(Stated goal) Reproduce the listing exactly and skip over any pictures.

(Provided material)
------------------------------
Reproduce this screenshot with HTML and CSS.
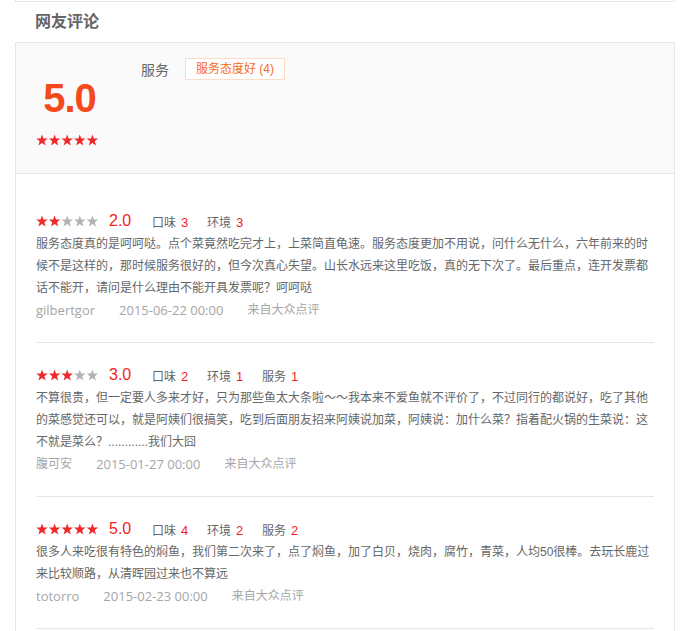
FILE: index.html
```html
<!DOCTYPE html>
<html lang="zh-CN">
<head>
<meta charset="utf-8">
<title>网友评论</title>
<link rel="stylesheet" href="styles.css">
</head>
<body>
<svg class="defs" width="0" height="0" aria-hidden="true">
  <defs>
    <polygon id="star" points="6,0.5 7.45,4.5 11.75,4.6 8.35,7.25 9.6,11.4 6,8.95 2.4,11.4 3.65,7.25 0.25,4.6 4.55,4.5"/>
  </defs>
</svg>
<div class="top-box"></div>
<h2 class="title">网友评论</h2>
<div class="panel">
  <div class="summary">
    <div class="overall">
      <div class="big-score">5.0</div>
      <svg class="stars" viewBox="0 0 63 12" width="63" height="12">
        <use href="#star" x="0" class="on"/><use href="#star" x="12.6" class="on"/><use href="#star" x="25.2" class="on"/><use href="#star" x="37.8" class="on"/><use href="#star" x="50.4" class="on"/>
      </svg>
    </div>
    <div class="tags-row">
      <span class="tag-label">服务</span>
      <span class="tag">服务态度好 (4)</span>
    </div>
  </div>
  <div class="list">
    <div class="review">
      <div class="head">
        <svg class="stars" viewBox="0 0 63 12" width="63" height="12">
          <use href="#star" x="0" class="on"/><use href="#star" x="12.6" class="on"/><use href="#star" x="25.2" class="off"/><use href="#star" x="37.8" class="off"/><use href="#star" x="50.4" class="off"/>
        </svg>
        <span class="score">2.0</span>
        <span class="item">口味<em>3</em></span>
        <span class="item">环境<em>3</em></span>
      </div>
      <p class="text">服务态度真的是呵呵哒。点个菜竟然吃完才上，上菜简直龟速。服务态度更加不用说，问什么无什么，六年前来的时候不是这样的，那时候服务很好的，但今次真心失望。山长水远来这里吃饭，真的无下次了。最后重点，连开发票都话不能开，请问是什么理由不能开具发票呢？呵呵哒</p>
      <div class="meta"><span class="user">gilbertgor</span><span class="time">2015-06-22 00:00</span><span class="src">来自大众点评</span></div>
    </div>
    <div class="review">
      <div class="head">
        <svg class="stars" viewBox="0 0 63 12" width="63" height="12">
          <use href="#star" x="0" class="on"/><use href="#star" x="12.6" class="on"/><use href="#star" x="25.2" class="on"/><use href="#star" x="37.8" class="off"/><use href="#star" x="50.4" class="off"/>
        </svg>
        <span class="score">3.0</span>
        <span class="item">口味<em>2</em></span>
        <span class="item">环境<em>1</em></span>
        <span class="item">服务<em>1</em></span>
      </div>
      <p class="text">不算很贵，但一定要人多来才好，只为那些鱼太大条啦～～我本来不爱鱼就不评价了，不过同行的都说好，吃了其他的菜感觉还可以，就是阿姨们很搞笑，吃到后面朋友招来阿姨说加菜，阿姨说：加什么菜？指着配火锅的生菜说：这不就是菜么？............我们大囧</p>
      <div class="meta"><span class="user cjk">腹可安</span><span class="time">2015-01-27 00:00</span><span class="src">来自大众点评</span></div>
    </div>
    <div class="review">
      <div class="head">
        <svg class="stars" viewBox="0 0 63 12" width="63" height="12">
          <use href="#star" x="0" class="on"/><use href="#star" x="12.6" class="on"/><use href="#star" x="25.2" class="on"/><use href="#star" x="37.8" class="on"/><use href="#star" x="50.4" class="on"/>
        </svg>
        <span class="score">5.0</span>
        <span class="item">口味<em>4</em></span>
        <span class="item">环境<em>2</em></span>
        <span class="item">服务<em>2</em></span>
      </div>
      <p class="text">很多人来吃很有特色的焖鱼，我们第二次来了，点了焖鱼，加了白贝，烧肉，腐竹，青菜，人均50很棒。去玩长鹿过来比较顺路，从清晖园过来也不算远</p>
      <div class="meta"><span class="user">totorro</span><span class="time">2015-02-23 00:00</span><span class="src">来自大众点评</span></div>
    </div>
  </div>
</div>
</body>
</html>
```

FILE: styles.css
```css
html, body {
  margin: 0;
  padding: 0;
  background: #fff;
}
body {
  font-family: "Liberation Sans", "Noto Sans CJK SC", sans-serif;
  color: #666;
  font-size: 12px;
}
.defs {
  position: absolute;
  width: 0;
  height: 0;
  overflow: hidden;
}
.top-box {
  height: 1px;
  margin: 0 13px 0 15px;
  border: 1px solid #e6e6e6;
  border-top: 0;
}
.title {
  margin: 0;
  padding-left: 35px;
  height: 40px;
  line-height: 40px;
  font-size: 16px;
  font-weight: bold;
  color: #666;
}
.panel {
  margin: 0 13px 0 15px;
  border: 1px solid #e6e6e6;
  border-bottom: 0;
  height: 600px;
}
.summary {
  display: flex;
  height: 130px;
  background: #fafafa;
  border-bottom: 1px solid #e6e6e6;
}
.overall {
  width: 63px;
  padding: 31px 0 0 20px;
  display: flex;
  flex-direction: column;
  align-items: center;
}
.big-score {
  font-size: 40px;
  line-height: 48px;
  font-weight: bold;
  color: #f4491d;
  letter-spacing: -1px;
  padding-left: 4px;
}
.overall .stars {
  margin-top: 12px;
}
.stars .on { fill: #ef2a2a; }
.stars .off { fill: #b3b3b3; }
.tags-row {
  display: flex;
  align-items: center;
  padding: 15px 0 0 42px;
  height: 22px;
}
.tag-label {
  font-size: 14px;
  color: #666;
  margin-right: 16px;
}
.tag {
  display: inline-block;
  height: 20px;
  line-height: 20px;
  padding: 0 10px;
  border: 1px solid #fbdcc7;
  color: #f96a22;
  font-size: 12px;
  background: #fff;
}
.list {
  padding: 15px 20px 0 20px;
}
.review {
  padding: 20px 0 21px;
  border-bottom: 1px solid #e6e6e6;
}
.head {
  display: flex;
  align-items: center;
  height: 24px;
}
.head .stars {
  flex: none;
}
.score {
  width: 43px;
  margin-left: 10px;
  font-size: 16px;
  color: #f01e1e;
}
.item {
  width: 55px;
  font-size: 12px;
  color: #666;
}
.item em {
  font-style: normal;
  color: #f01e1e;
  font-size: 13px;
  margin-left: 5px;
}
.text {
  margin: 0;
  line-height: 22px;
  font-size: 12px;
  color: #666;
}
.meta {
  display: flex;
  align-items: center;
  height: 22px;
  font-size: 12px;
  color: #a6a6a6;
}
.meta span {
  margin-right: 24px;
  line-height: 22px;
}
.meta .user,
.meta .time {
  font-family: "Open Sans", "Noto Sans CJK SC", sans-serif;
  font-size: 13px;
}
.meta .user.cjk {
  font-size: 12px;
}
```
------------------------------
(Answer in full)
Reproduce this screenshot with HTML and CSS.
FILE: index.html
```html
<!DOCTYPE html>
<html lang="zh-CN">
<head>
<meta charset="utf-8">
<title>网友评论</title>
<link rel="stylesheet" href="styles.css">
</head>
<body>
<svg class="defs" width="0" height="0" aria-hidden="true">
  <defs>
    <polygon id="star" points="6,0.5 7.45,4.5 11.75,4.6 8.35,7.25 9.6,11.4 6,8.95 2.4,11.4 3.65,7.25 0.25,4.6 4.55,4.5"/>
  </defs>
</svg>
<div class="top-box"></div>
<h2 class="title">网友评论</h2>
<div class="panel">
  <div class="summary">
    <div class="overall">
      <div class="big-score">5.0</div>
      <svg class="stars" viewBox="0 0 63 12" width="63" height="12">
        <use href="#star" x="0" class="on"/><use href="#star" x="12.6" class="on"/><use href="#star" x="25.2" class="on"/><use href="#star" x="37.8" class="on"/><use href="#star" x="50.4" class="on"/>
      </svg>
    </div>
    <div class="tags-row">
      <span class="tag-label">服务</span>
      <span class="tag">服务态度好 (4)</span>
    </div>
  </div>
  <div class="list">
    <div class="review">
      <div class="head">
        <svg class="stars" viewBox="0 0 63 12" width="63" height="12">
          <use href="#star" x="0" class="on"/><use href="#star" x="12.6" class="on"/><use href="#star" x="25.2" class="off"/><use href="#star" x="37.8" class="off"/><use href="#star" x="50.4" class="off"/>
        </svg>
        <span class="score">2.0</span>
        <span class="item">口味<em>3</em></span>
        <span class="item">环境<em>3</em></span>
      </div>
      <p class="text">服务态度真的是呵呵哒。点个菜竟然吃完才上，上菜简直龟速。服务态度更加不用说，问什么无什么，六年前来的时候不是这样的，那时候服务很好的，但今次真心失望。山长水远来这里吃饭，真的无下次了。最后重点，连开发票都话不能开，请问是什么理由不能开具发票呢？呵呵哒</p>
      <div class="meta"><span class="user">gilbertgor</span><span class="time">2015-06-22 00:00</span><span class="src">来自大众点评</span></div>
    </div>
    <div class="review">
      <div class="head">
        <svg class="stars" viewBox="0 0 63 12" width="63" height="12">
          <use href="#star" x="0" class="on"/><use href="#star" x="12.6" class="on"/><use href="#star" x="25.2" class="on"/><use href="#star" x="37.8" class="off"/><use href="#star" x="50.4" class="off"/>
        </svg>
        <span class="score">3.0</span>
        <span class="item">口味<em>2</em></span>
        <span class="item">环境<em>1</em></span>
        <span class="item">服务<em>1</em></span>
      </div>
      <p class="text">不算很贵，但一定要人多来才好，只为那些鱼太大条啦～～我本来不爱鱼就不评价了，不过同行的都说好，吃了其他的菜感觉还可以，就是阿姨们很搞笑，吃到后面朋友招来阿姨说加菜，阿姨说：加什么菜？指着配火锅的生菜说：这不就是菜么？............我们大囧</p>
      <div class="meta"><span class="user cjk">腹可安</span><span class="time">2015-01-27 00:00</span><span class="src">来自大众点评</span></div>
    </div>
    <div class="review">
      <div class="head">
        <svg class="stars" viewBox="0 0 63 12" width="63" height="12">
          <use href="#star" x="0" class="on"/><use href="#star" x="12.6" class="on"/><use href="#star" x="25.2" class="on"/><use href="#star" x="37.8" class="on"/><use href="#star" x="50.4" class="on"/>
        </svg>
        <span class="score">5.0</span>
        <span class="item">口味<em>4</em></span>
        <span class="item">环境<em>2</em></span>
        <span class="item">服务<em>2</em></span>
      </div>
      <p class="text">很多人来吃很有特色的焖鱼，我们第二次来了，点了焖鱼，加了白贝，烧肉，腐竹，青菜，人均50很棒。去玩长鹿过来比较顺路，从清晖园过来也不算远</p>
      <div class="meta"><span class="user">totorro</span><span class="time">2015-02-23 00:00</span><span class="src">来自大众点评</span></div>
    </div>
  </div>
</div>
</body>
</html>
```

FILE: styles.css
```css
html, body {
  margin: 0;
  padding: 0;
  background: #fff;
}
body {
  font-family: "Liberation Sans", "Noto Sans CJK SC", sans-serif;
  color: #666;
  font-size: 12px;
}
.defs {
  position: absolute;
  width: 0;
  height: 0;
  overflow: hidden;
}
.top-box {
  height: 1px;
  margin: 0 13px 0 15px;
  border: 1px solid #e6e6e6;
  border-top: 0;
}
.title {
  margin: 0;
  padding-left: 35px;
  height: 40px;
  line-height: 40px;
  font-size: 16px;
  font-weight: bold;
  color: #666;
}
.panel {
  margin: 0 13px 0 15px;
  border: 1px solid #e6e6e6;
  border-bottom: 0;
  height: 600px;
}
.summary {
  display: flex;
  height: 130px;
  background: #fafafa;
  border-bottom: 1px solid #e6e6e6;
}
.overall {
  width: 63px;
  padding: 31px 0 0 20px;
  display: flex;
  flex-direction: column;
  align-items: center;
}
.big-score {
  font-size: 40px;
  line-height: 48px;
  font-weight: bold;
  color: #f4491d;
  letter-spacing: -1px;
  padding-left: 4px;
}
.overall .stars {
  margin-top: 12px;
}
.stars .on { fill: #ef2a2a; }
.stars .off { fill: #b3b3b3; }
.tags-row {
  display: flex;
  align-items: center;
  padding: 15px 0 0 42px;
  height: 22px;
}
.tag-label {
  font-size: 14px;
  color: #666;
  margin-right: 16px;
}
.tag {
  display: inline-block;
  height: 20px;
  line-height: 20px;
  padding: 0 10px;
  border: 1px solid #fbdcc7;
  color: #f96a22;
  font-size: 12px;
  background: #fff;
}
.list {
  padding: 15px 20px 0 20px;
}
.review {
  padding: 20px 0 21px;
  border-bottom: 1px solid #e6e6e6;
}
.head {
  display: flex;
  align-items: center;
  height: 24px;
}
.head .stars {
  flex: none;
}
.score {
  width: 43px;
  margin-left: 10px;
  font-size: 16px;
  color: #f01e1e;
}
.item {
  width: 55px;
  font-size: 12px;
  color: #666;
}
.item em {
  font-style: normal;
  color: #f01e1e;
  font-size: 13px;
  margin-left: 5px;
}
.text {
  margin: 0;
  line-height: 22px;
  font-size: 12px;
  color: #666;
}
.meta {
  display: flex;
  align-items: center;
  height: 22px;
  font-size: 12px;
  color: #a6a6a6;
}
.meta span {
  margin-right: 24px;
  line-height: 22px;
}
.meta .user,
.meta .time {
  font-family: "Open Sans", "Noto Sans CJK SC", sans-serif;
  font-size: 13px;
}
.meta .user.cjk {
  font-size: 12px;
}
```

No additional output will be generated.